Python App Framework performance metrics

The Python framework that underlies the Services Apps will be annotated w/ timer calls to automatically generate performance metrics for such key activities as authentication and execution of the actual view callable. The sample rate of these calls will be able to be specified in the app configuration, where a value of 0 can be entered to turn off the timers altogether. These will ultimately feed into a ruby-statsd / graphite back end provided by Services Ops, where app owners will be able to see graphs of the captured data.

Python App Framework exception logging

In addition to timing information, the Python framework for services apps can automatically capture exceptions, sending a full traceback and some amount of local variable information as part of the message payload. This can ultimately be delivered to a Sentry installation for developer introspection and debugging.

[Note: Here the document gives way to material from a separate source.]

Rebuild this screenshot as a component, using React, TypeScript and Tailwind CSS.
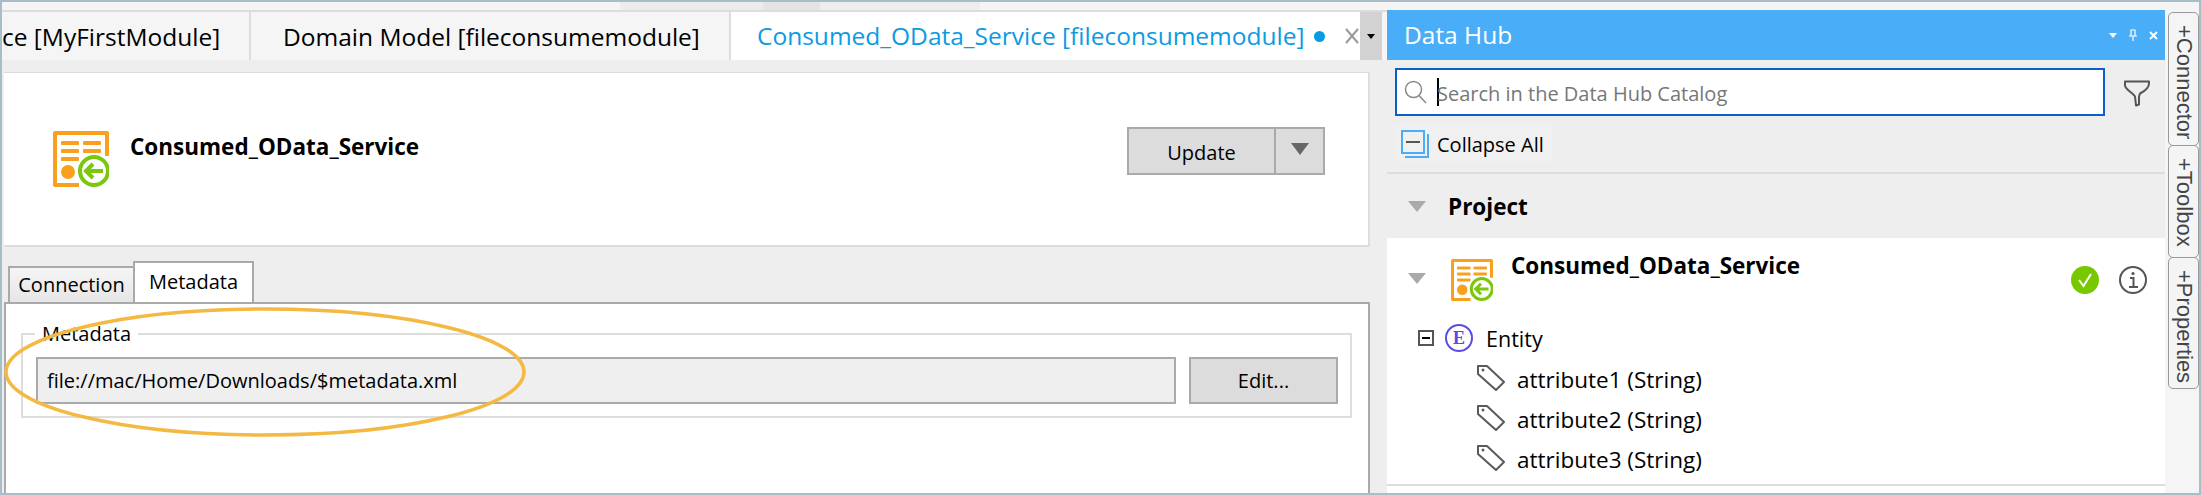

Ad-Hoc service app metrics gathering

Any service app will have the ability to easily generate arbitrary message data and metadata for delivery into the Metlog system. Any messages not specifically recognized as being intended for another back end will be delivered to an HDFS cluster provided by the Metrics team, allowing for later analysis via custom map-reduce jobs or Hive queries.

CEF security logging

Several groups in Mozilla are already using ArcSight ESM to track events and to evaluate them looking for patterns that may indicate attempts at security or abuse violations. ArcSight expects messages in the "Common Event Format". Rather than talking to ArcSight directly, services developers could send messages of type "cef" through metlog, decoupling service applications from a vendor-specific back end.


Setting up Metlog with Logstash

Setting up logstash to operate with metlog involves installing the logstash-metlog package.

You can find the latest version of the code on github and the latest documentation at logstash-metlog.rtfd.org.

We keep a working vagrant instance as well - the logstash.conf configuration file is a useful reference point for setting up your own metlog server instance.